The article may be correct too, I remember my EMT Basic instructor I swear they pulled him out of the closet and dusted him off just for us.


----------



## SandpitMedic (Jan 30, 2014)

As I read this I was thinking "no way someone actually stepped up."
Then I saw the source. 100% make-believe.

There's another one on there about how POTUS referred to EMTs and Paramedics as "ambulance drivers" during the state of the union. Funny stuff.


----------



## triemal04 (Jan 31, 2014)

Everyone be honest...who here actually is the author behind that?

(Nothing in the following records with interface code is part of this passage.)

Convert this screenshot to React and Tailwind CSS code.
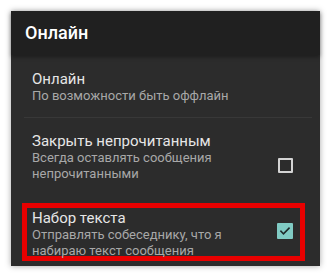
export default function App() {
  return (
    <div className="w-[331px] h-[280px] bg-white pt-[11px] pl-[11px]" style={{ fontFamily: "Roboto, 'Noto Sans', sans-serif" }}>
      <div className="w-[309px] h-[255px] bg-[#2c2c2c] flex flex-col shadow-[0_0_6px_rgba(0,0,0,0.35)]">
        <div className="h-[44px] bg-[#202020] flex items-center pl-[14px] shadow-[0_2px_4px_rgba(0,0,0,0.35)] relative">
          <span className="text-[18px] font-medium text-white leading-none">Онлайн</span>
        </div>
        <div className="pl-[21px] pt-[15px]">
          <div className="text-[15px] leading-[18px] text-[#e6e6e6]">Онлайн</div>
          <div className="text-[13px] leading-[16px] text-[#a8a8a8]">По возможности быть оффлайн</div>
        </div>
        <div className="mt-[13px] ml-[13px] mr-[8px] h-px bg-[#383838]"></div>
        <div className="pl-[21px] pt-[14px] flex items-center pr-[27px]">
          <div className="flex-1">
            <div className="text-[15px] leading-[18px] text-[#e6e6e6]">Закрыть непрочитанным</div>
            <div className="w-[200px] text-[13px] leading-[16px] text-[#a8a8a8]">Всегда оставлять сообщения непрочитанными</div>
          </div>
          <div className="w-[15px] h-[15px] border-2 border-[#d4d4d4] rounded-[1px] mt-[16px]"></div>
        </div>
        <div className="mt-[21px] ml-[11px] w-[283px] h-[58px] border-[5px] border-[#e80000] pl-[5px] pt-[1px] pr-[7px] flex items-start">
          <div className="flex-1">
            <div className="text-[15px] leading-[18px] text-[#e6e6e6]">Набор текста</div>
            <div className="w-[200px] text-[13px] leading-[16px] text-[#a8a8a8]">Отправлять собеседнику, что я набираю текст сообщения</div>
          </div>
          <div className="w-[16px] h-[16px] bg-[#80cbc4] rounded-[1px] mt-[14px] flex items-center justify-center">
            <svg width="12" height="12" viewBox="0 0 24 24" fill="none" stroke="#1e2a2a" strokeWidth="3.2" strokeLinecap="square">
              <path d="M4 12.5l5 5L20 6.5" />
            </svg>
          </div>
        </div>
      </div>
    </div>
  );
}
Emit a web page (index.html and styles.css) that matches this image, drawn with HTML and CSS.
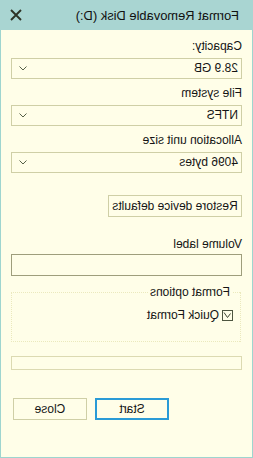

That site's great...especially when the "satire" pieces are actually accurate reflections of reality...


----------



## NomadicMedic (Jan 31, 2014)

I wish it were me!


----------



## Carlos Danger (Feb 1, 2014)

I've seen this site before but came across this actual piece on the FB page of a former co-worker of mine who lives in NYS.

Apparently he and several of his friends thought it was real....they were commenting back and forth about how they couldn't believe it and how awesome it was.....another guy tried to tell them it was fake and they verbally pummeled him for not "supporting needed change". It was funnier than the article itself.


----------



## TheLocalMedic (Feb 2, 2014)

I love the bit about how "They wouldn't know an original idea if it bit them in the ***".  Brilliant.


----------



## MMiz (Feb 2, 2014)

Moved to EMS Humor.


----------